Um aumento assim no PIB mundial é inviável. A desvalorização também está bloqueada, parcialmente, pelos mercantilistas asiáticos. Aquisições de títulos americanos por governos estrangeiros financiaram um quarto do déficit dos EUA. Entre 2002 e setembro de 2003, as reservas cambiais asiáticas cresceram US$ 546 bilhões. A pressão sobre o dólar se deslocou dos asiáticos para a "zona da conta de capital".
Imaginem, como uma primeira possibilidade, que isso continue, dando ao dólar uma depreciação semelhante à sugerida por Cliffe. O euro estaria cotado a mais de US$ 1,60. Seria receita de deflação na zona do euro.
A segunda possibilidade é que os membros da "zona da conta de capital" se unam aos mercantilistas asiáticos no apoio ao dólar. As consequências monetárias seriam expansivas. Mas, ainda que uma expansão como essa pudesse ser bem-vinda, seria insuficiente para reduzir o déficit dos EUA. O resultado seria expansão econômica mundial mais rápida, terminando provavelmente com aquecimento global e colapso do dólar.

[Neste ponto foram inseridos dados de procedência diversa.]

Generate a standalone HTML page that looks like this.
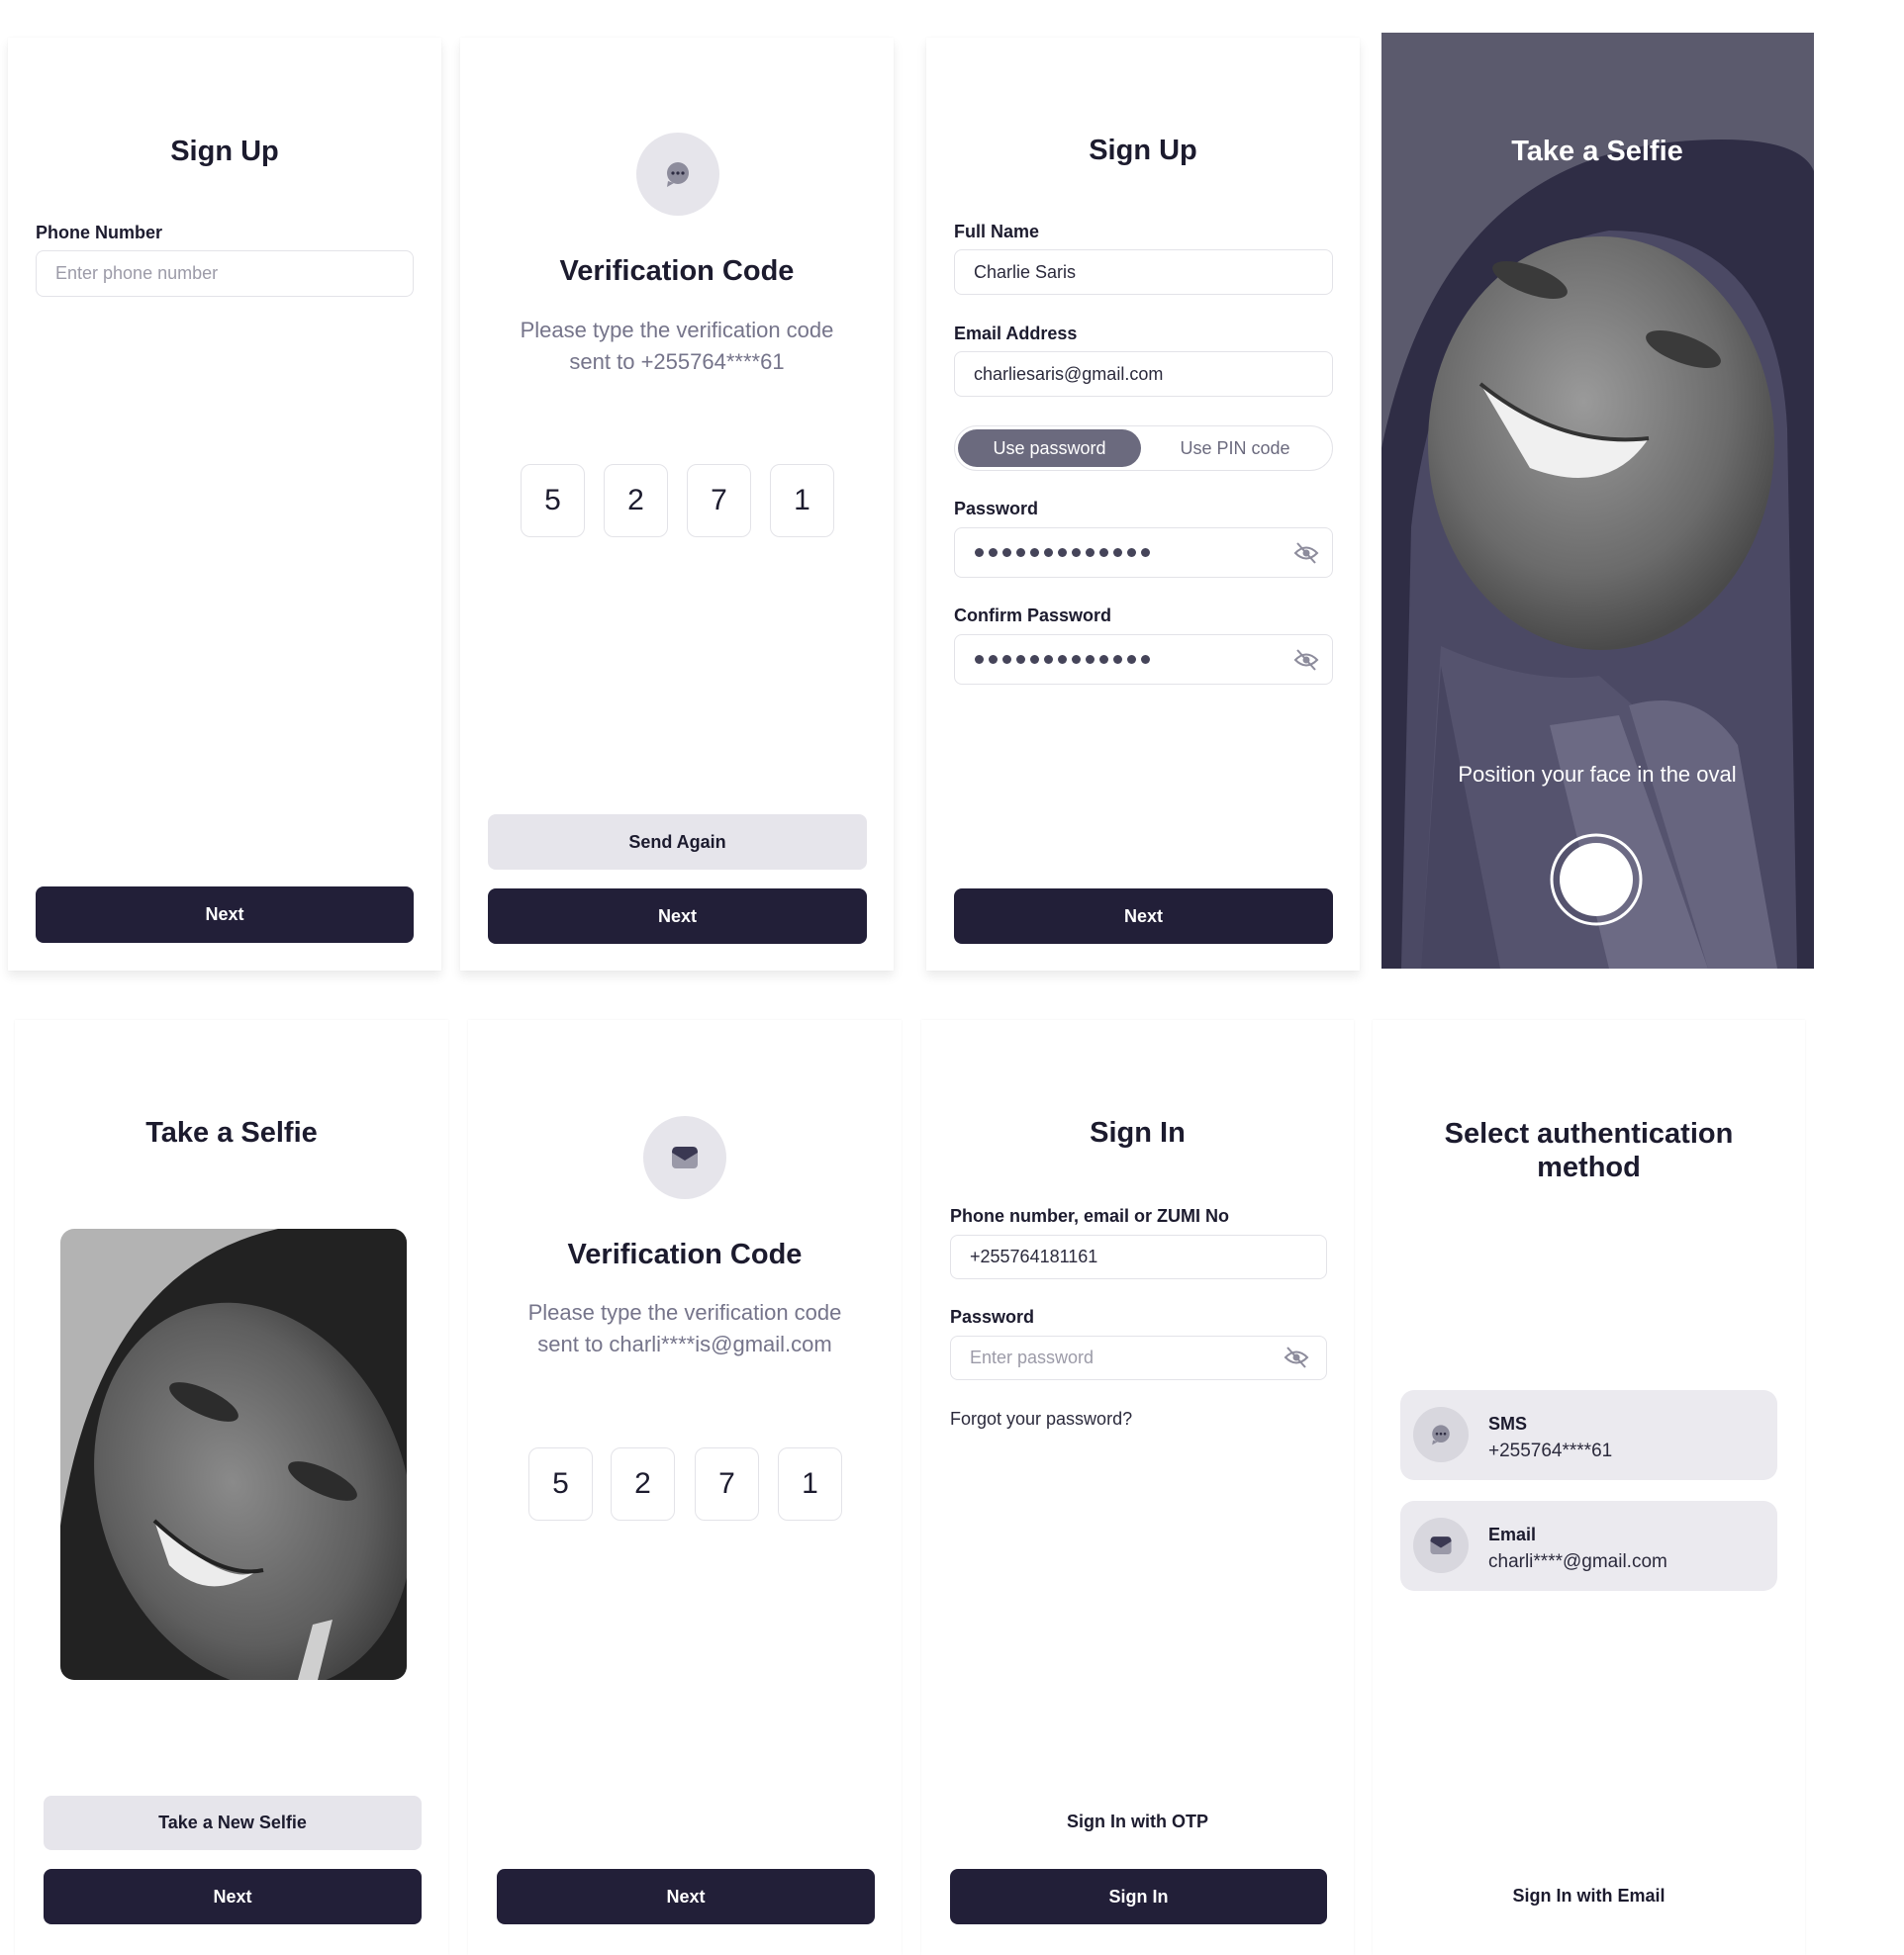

A terceira (e mais benigna) possibilidade seria que os asiáticos optassem por não continuar com esse jogo por tempo demais. O acúmulo de reservas é excessivo, e a reação política dos EUA à alta do déficit está se intensificando. Esses países poderiam permitir a alta de suas moedas, não dramaticamente, mas por uma boa margem ante o dólar.
Há uma última possibilidade: a repetição do choque de Nixon. Com a aproximação das eleições, o presidente George W. Bush poderia anunciar uma sobretaxa generalizada para os importados, a ser revogada quando as demais moedas se valorizarem diante do dólar. A detenção de Saddam Hussein reduz a possibilidade de que isso seja tentado. Mas não é inconcebível. Em algum ponto, o novo jogo de Bretton Woods terá de acabar. A questão é saber quando. Até lá, as pessoas na "zona da conta de capital" precisam compreender que um maremoto cambial está sendo desviado para a direção delas.